OrderID_Impute_Split <- data.frame(do.call('rbind', strsplit(as.character(OrderID_Imputed$OrderID_Filled), '-',fixed=TRUE)))
Essentially, this function says: In the dataframe format, apply the function ‘rbind’ (binds a vector row-wise) to a split version of our Order ID data where NAs have been replaced, where new columns form every time a ‘-‘ is encountered.
Essentially, this function says (reading outwards): split the contents for each row of OrderID_Filled at ‘-‘, then bind this together in the format of a dataframe. This is because, without binding it by rows, it would come out as a vector, instead of our desired format. To finish this work off, simply adding the correct OrderID column back (the variable OrderID_Impute_Split) to the original dataset finalises this workflow. We must choose the third column from this variable, since it holds the desired Order ID.
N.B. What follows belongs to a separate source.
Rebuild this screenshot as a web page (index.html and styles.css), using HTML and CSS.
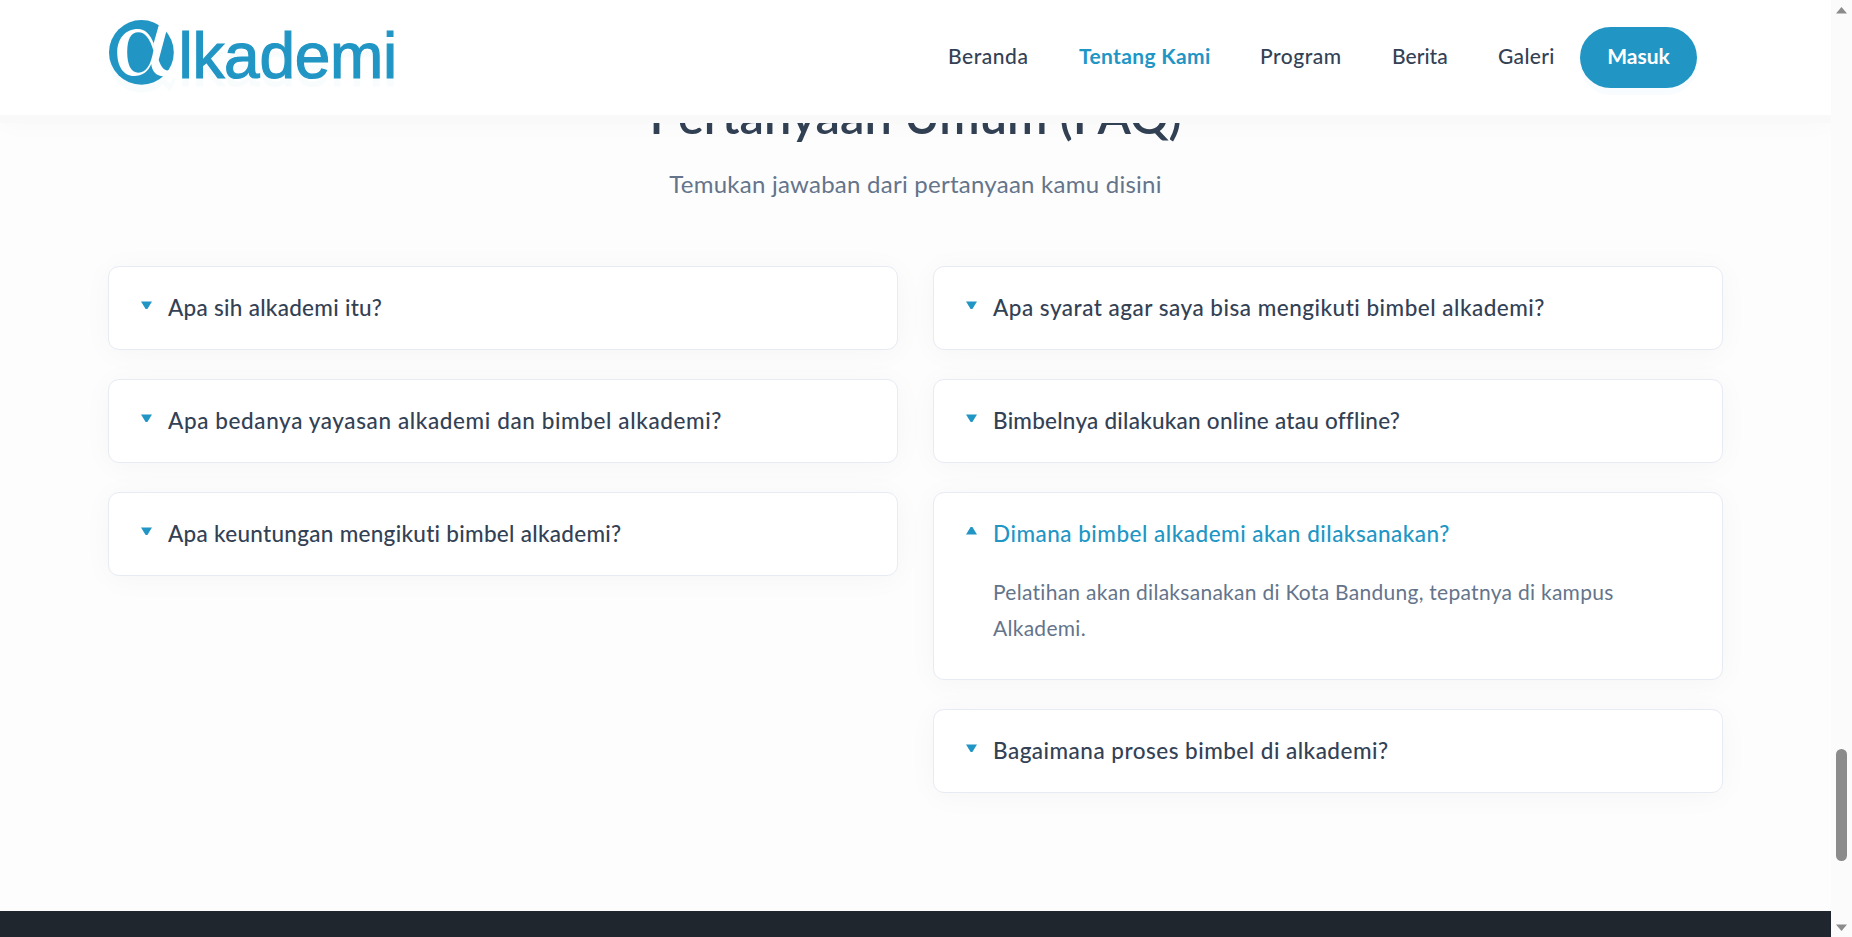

Austria$Order.ID <- OrderID_Impute_Split$X3
Summary & Reflections
I love R, and I will make every excuse to use it; but I think Alteryx quite clearly demonstrates it’s power when it comes to data cleaning. The ability to, within a few clicks, perform tasks so complex in Alteryx was a breathe of fresh air. Similarly, the endless amount of tools at your disposal with Alteryx is also very impressive. One of my favourite things about this work flow was that everything could be completed within 1 workflow stream (meaning, we did not have to separate any data and re-join it later on to complete the task within Alteryx). In R, it required us to introduce new variables, re-assign column names, and constantly track back to ensure you are using the correct variable when making a permanent change to the original dataset. Ultimately, I feel this made Alteryx less error-prone and easier to debug when encountering errors, since you can simply disconnect streams of work and amend your work as you go. Obviously both Alteryx and R have their separate strengths and weaknesses, but I can understand why here at the Information Lab, Alteryx is used as the primary data preparation tool!